(begin)
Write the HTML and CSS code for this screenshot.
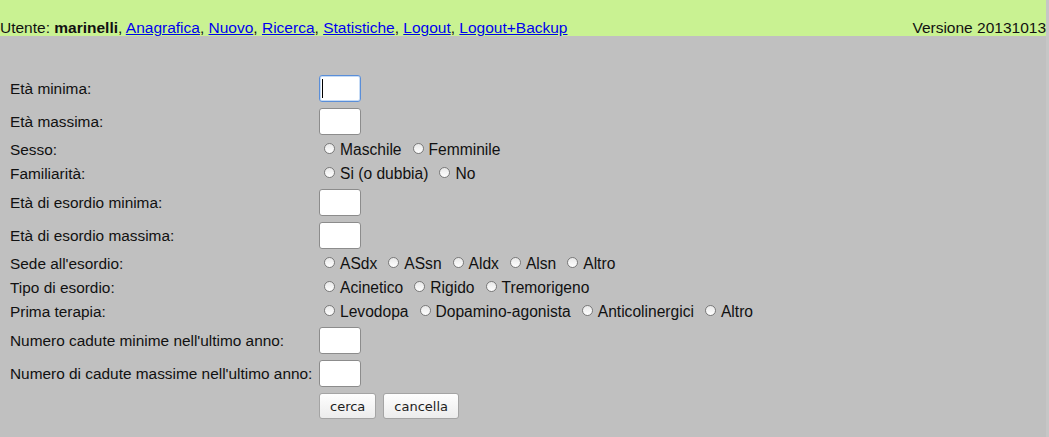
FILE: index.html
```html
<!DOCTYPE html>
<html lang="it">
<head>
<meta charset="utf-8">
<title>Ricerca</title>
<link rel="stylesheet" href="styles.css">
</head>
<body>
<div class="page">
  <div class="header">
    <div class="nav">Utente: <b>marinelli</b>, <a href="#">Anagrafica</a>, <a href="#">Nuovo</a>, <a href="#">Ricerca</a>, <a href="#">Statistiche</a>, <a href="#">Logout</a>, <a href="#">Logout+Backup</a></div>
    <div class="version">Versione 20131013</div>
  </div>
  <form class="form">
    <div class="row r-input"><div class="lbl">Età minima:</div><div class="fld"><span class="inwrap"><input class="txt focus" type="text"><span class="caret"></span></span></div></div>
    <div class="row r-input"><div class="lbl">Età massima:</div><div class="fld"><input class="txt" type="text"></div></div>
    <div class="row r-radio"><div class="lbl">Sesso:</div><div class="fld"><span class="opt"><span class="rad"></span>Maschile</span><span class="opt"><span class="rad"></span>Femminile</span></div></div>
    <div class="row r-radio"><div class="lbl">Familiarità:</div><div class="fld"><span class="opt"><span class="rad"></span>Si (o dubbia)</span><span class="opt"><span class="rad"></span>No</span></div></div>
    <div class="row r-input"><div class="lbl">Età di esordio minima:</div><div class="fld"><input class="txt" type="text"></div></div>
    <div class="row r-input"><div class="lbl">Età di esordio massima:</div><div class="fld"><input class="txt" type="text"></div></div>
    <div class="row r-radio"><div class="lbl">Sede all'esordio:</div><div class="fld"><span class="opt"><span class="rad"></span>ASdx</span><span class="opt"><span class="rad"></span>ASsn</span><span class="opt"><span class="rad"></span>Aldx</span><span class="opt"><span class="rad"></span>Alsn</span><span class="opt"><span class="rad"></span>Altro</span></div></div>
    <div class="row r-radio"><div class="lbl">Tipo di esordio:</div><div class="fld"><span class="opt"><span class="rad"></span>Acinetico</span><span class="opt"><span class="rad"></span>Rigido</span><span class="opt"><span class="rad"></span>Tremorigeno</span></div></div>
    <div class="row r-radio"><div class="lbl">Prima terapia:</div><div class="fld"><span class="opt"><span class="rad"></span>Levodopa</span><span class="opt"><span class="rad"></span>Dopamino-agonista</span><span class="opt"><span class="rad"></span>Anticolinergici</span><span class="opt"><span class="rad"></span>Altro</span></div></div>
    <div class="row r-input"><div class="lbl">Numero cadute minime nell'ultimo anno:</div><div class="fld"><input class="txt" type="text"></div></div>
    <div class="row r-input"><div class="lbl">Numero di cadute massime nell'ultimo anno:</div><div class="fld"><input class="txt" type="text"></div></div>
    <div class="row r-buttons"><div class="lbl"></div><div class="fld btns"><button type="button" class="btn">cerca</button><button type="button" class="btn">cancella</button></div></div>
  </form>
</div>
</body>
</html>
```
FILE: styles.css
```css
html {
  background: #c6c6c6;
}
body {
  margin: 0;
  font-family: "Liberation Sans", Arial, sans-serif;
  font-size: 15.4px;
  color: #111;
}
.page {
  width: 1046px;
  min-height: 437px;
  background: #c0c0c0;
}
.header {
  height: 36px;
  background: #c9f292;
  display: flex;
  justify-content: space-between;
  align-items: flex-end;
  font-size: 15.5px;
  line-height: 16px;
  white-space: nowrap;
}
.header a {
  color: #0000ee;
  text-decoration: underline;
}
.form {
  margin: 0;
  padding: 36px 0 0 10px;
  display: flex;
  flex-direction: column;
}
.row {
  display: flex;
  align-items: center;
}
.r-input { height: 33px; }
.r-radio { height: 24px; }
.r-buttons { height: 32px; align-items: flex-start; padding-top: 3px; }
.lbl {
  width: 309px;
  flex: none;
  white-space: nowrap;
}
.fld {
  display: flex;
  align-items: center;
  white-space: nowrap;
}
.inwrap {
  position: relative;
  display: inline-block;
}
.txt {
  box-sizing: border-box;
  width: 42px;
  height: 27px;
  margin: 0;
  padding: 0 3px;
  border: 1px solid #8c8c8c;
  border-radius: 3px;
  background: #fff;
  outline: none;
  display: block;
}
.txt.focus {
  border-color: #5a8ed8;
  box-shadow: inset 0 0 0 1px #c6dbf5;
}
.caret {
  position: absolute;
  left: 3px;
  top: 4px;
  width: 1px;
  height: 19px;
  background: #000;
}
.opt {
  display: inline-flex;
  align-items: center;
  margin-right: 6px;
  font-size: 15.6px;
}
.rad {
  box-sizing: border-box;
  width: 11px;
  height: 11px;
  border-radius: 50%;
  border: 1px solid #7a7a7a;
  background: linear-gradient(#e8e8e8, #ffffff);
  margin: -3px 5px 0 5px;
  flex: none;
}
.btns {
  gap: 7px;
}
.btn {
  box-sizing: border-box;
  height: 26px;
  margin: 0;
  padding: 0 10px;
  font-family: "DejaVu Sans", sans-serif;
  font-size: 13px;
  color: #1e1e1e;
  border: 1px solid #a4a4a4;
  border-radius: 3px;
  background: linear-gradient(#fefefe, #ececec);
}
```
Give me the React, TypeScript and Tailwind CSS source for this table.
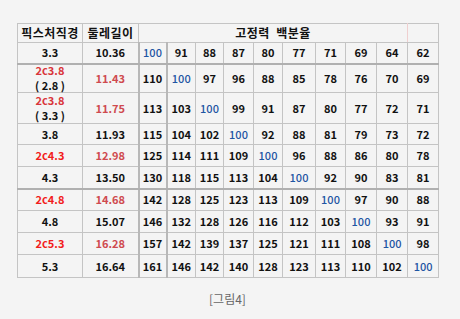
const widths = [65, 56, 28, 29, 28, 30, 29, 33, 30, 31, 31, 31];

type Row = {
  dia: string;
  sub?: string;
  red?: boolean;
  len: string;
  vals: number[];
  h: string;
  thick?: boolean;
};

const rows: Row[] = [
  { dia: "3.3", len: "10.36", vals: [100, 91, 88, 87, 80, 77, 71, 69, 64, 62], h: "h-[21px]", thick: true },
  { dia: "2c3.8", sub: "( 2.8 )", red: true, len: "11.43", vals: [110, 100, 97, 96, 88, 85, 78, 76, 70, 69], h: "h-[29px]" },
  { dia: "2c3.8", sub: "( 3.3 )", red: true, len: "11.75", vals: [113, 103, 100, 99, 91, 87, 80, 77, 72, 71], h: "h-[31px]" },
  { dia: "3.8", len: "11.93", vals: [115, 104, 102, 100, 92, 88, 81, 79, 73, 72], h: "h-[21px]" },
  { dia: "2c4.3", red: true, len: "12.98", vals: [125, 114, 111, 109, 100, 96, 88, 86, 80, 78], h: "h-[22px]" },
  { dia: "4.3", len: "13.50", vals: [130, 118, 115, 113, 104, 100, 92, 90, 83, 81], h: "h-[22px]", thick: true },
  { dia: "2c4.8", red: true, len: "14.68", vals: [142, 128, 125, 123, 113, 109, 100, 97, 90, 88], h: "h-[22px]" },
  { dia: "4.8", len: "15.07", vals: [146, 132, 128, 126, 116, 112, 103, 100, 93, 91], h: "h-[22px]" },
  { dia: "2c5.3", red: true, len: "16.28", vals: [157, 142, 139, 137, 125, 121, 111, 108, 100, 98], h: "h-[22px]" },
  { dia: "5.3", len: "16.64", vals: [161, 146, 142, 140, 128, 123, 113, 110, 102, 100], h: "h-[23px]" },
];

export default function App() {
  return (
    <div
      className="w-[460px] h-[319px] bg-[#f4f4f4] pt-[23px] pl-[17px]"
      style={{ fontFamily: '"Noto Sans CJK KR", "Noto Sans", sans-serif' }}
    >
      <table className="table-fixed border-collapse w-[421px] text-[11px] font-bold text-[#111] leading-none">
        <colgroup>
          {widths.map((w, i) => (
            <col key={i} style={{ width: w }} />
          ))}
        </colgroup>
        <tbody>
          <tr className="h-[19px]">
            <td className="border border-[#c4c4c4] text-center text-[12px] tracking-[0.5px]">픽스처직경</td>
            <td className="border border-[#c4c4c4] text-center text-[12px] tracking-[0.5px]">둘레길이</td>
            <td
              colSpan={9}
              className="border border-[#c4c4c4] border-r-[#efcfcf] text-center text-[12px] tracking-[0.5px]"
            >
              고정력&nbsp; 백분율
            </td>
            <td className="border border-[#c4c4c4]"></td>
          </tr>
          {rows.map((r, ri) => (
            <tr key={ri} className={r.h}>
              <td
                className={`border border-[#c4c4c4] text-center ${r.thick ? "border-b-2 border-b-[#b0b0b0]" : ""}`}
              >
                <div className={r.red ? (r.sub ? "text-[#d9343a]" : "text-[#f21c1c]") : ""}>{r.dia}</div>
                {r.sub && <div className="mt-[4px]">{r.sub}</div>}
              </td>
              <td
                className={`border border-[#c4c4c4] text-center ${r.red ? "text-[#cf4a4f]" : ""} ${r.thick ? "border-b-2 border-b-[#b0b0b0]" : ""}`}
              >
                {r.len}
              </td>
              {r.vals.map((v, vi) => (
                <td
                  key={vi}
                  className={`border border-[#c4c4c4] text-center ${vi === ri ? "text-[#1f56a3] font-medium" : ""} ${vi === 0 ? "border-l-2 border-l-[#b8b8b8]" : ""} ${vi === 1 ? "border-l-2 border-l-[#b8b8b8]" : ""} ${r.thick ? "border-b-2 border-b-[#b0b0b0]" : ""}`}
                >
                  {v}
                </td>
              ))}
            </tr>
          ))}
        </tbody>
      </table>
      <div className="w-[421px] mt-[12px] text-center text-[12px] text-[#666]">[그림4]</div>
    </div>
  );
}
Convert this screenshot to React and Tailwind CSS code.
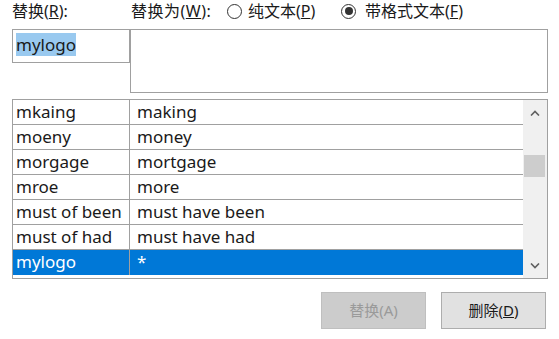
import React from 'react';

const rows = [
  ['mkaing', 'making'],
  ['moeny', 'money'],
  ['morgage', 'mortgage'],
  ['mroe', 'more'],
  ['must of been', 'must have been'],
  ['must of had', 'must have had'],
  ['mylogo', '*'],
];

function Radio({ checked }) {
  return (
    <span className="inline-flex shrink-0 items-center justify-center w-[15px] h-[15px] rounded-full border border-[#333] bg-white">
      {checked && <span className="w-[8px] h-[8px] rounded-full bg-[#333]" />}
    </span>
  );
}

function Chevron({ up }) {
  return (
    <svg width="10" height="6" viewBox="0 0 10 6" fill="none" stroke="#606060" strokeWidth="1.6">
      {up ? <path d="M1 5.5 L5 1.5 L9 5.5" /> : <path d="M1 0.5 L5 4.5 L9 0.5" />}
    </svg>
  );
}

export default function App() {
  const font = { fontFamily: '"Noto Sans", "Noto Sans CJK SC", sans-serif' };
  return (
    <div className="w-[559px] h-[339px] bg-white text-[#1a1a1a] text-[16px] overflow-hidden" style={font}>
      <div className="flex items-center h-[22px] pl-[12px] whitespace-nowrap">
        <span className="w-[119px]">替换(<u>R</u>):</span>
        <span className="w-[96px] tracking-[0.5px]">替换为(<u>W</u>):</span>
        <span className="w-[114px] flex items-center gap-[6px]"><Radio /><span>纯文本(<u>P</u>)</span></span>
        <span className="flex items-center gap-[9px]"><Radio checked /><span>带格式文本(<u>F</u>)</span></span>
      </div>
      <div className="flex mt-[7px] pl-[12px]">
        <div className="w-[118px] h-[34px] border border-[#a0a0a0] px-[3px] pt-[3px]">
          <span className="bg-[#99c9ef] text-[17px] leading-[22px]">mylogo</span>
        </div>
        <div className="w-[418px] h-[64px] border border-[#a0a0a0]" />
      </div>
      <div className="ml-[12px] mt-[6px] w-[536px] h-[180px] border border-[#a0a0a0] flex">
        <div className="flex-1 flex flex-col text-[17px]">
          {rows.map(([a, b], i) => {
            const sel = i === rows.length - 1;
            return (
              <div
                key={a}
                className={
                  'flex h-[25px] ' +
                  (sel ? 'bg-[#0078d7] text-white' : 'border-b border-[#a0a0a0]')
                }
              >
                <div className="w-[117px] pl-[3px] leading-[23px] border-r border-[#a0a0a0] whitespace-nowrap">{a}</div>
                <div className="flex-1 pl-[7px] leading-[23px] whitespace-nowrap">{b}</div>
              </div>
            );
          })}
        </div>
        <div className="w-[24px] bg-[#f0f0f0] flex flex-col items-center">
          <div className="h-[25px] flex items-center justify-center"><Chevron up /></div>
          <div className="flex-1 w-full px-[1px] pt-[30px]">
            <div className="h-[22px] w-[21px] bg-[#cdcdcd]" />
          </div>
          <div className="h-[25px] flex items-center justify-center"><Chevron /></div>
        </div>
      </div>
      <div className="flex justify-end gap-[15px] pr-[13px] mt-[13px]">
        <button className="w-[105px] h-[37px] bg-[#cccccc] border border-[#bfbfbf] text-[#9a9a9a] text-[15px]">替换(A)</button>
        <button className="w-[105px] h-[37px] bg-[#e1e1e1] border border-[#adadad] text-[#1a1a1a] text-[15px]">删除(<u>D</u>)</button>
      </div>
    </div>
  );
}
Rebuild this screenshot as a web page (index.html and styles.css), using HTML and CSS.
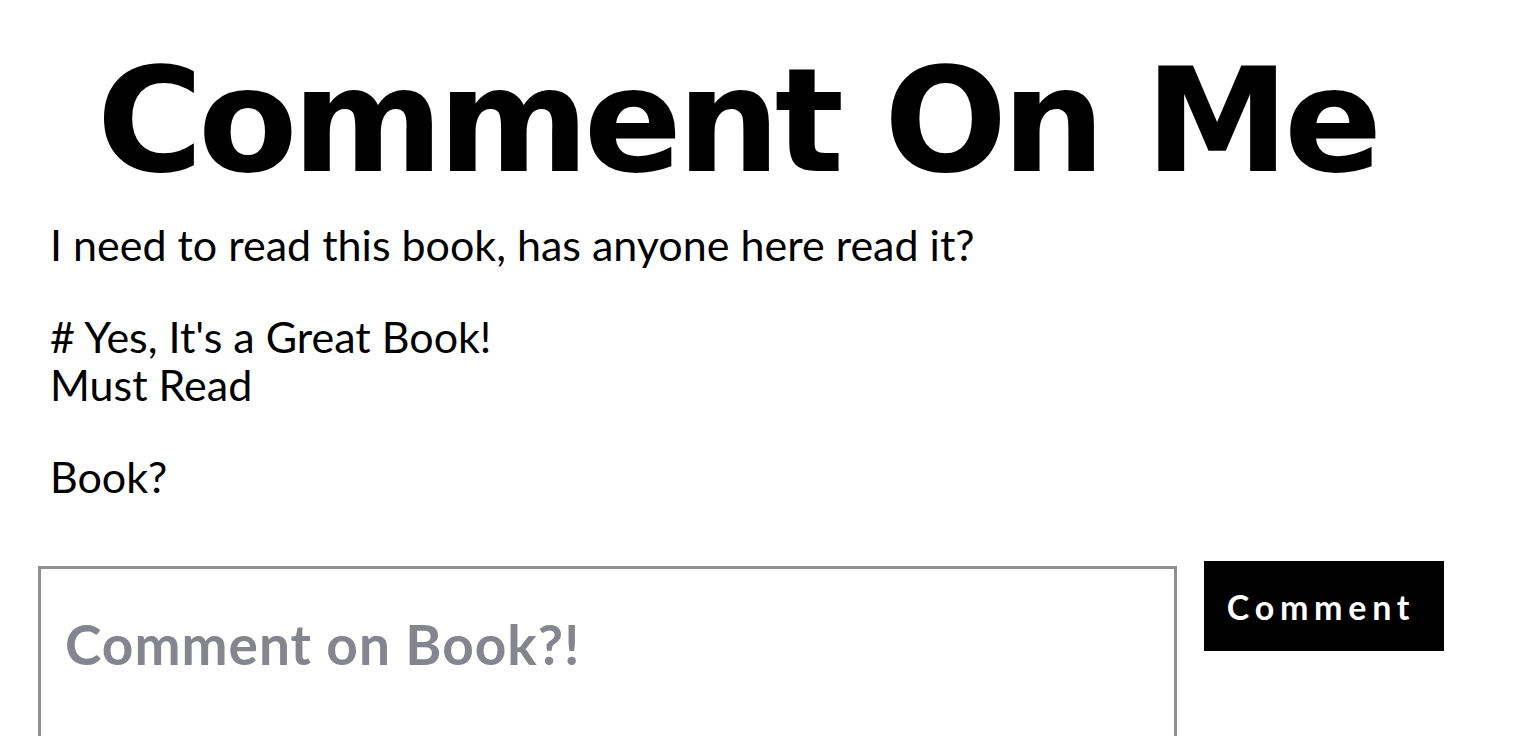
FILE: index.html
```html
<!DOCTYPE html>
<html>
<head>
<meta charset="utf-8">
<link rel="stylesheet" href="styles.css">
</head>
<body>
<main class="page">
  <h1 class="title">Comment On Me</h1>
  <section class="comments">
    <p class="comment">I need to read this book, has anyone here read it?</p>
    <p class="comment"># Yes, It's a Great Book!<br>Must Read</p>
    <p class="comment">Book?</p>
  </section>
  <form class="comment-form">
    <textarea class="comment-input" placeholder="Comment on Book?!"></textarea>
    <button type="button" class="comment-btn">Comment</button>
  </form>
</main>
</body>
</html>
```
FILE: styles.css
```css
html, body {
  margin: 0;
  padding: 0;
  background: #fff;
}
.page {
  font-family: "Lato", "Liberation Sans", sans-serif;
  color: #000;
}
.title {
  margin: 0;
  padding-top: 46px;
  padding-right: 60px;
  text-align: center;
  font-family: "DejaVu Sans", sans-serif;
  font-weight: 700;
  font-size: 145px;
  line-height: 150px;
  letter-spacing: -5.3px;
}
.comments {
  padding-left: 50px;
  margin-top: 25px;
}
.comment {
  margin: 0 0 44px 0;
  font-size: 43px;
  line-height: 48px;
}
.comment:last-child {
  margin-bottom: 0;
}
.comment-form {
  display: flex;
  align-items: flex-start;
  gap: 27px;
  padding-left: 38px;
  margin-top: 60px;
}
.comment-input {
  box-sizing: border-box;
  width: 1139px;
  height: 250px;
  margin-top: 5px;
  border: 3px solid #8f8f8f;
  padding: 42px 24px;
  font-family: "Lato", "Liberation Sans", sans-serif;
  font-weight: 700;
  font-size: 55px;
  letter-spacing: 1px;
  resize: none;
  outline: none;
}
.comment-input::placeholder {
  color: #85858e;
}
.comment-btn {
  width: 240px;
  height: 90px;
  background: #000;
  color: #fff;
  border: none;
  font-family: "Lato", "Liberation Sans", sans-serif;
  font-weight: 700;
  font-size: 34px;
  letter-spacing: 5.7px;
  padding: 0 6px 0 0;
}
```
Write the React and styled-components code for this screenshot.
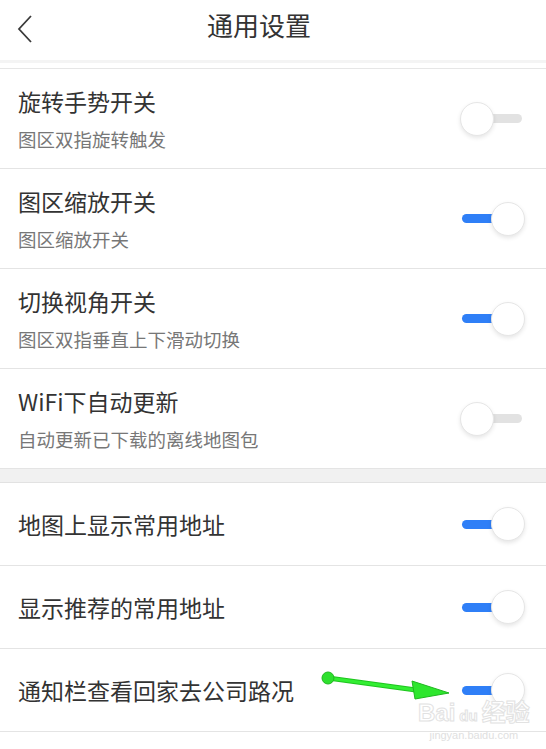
(end)
TASK DIRECTIONS :: Gather each line in these records that contains the string "page".

ANSWER TO THE PROBLEM ::
<div class="page">
.page {
Rebuild this screenshot as a web page (index.html and styles.css), using HTML and CSS.
<main class="page">
.page {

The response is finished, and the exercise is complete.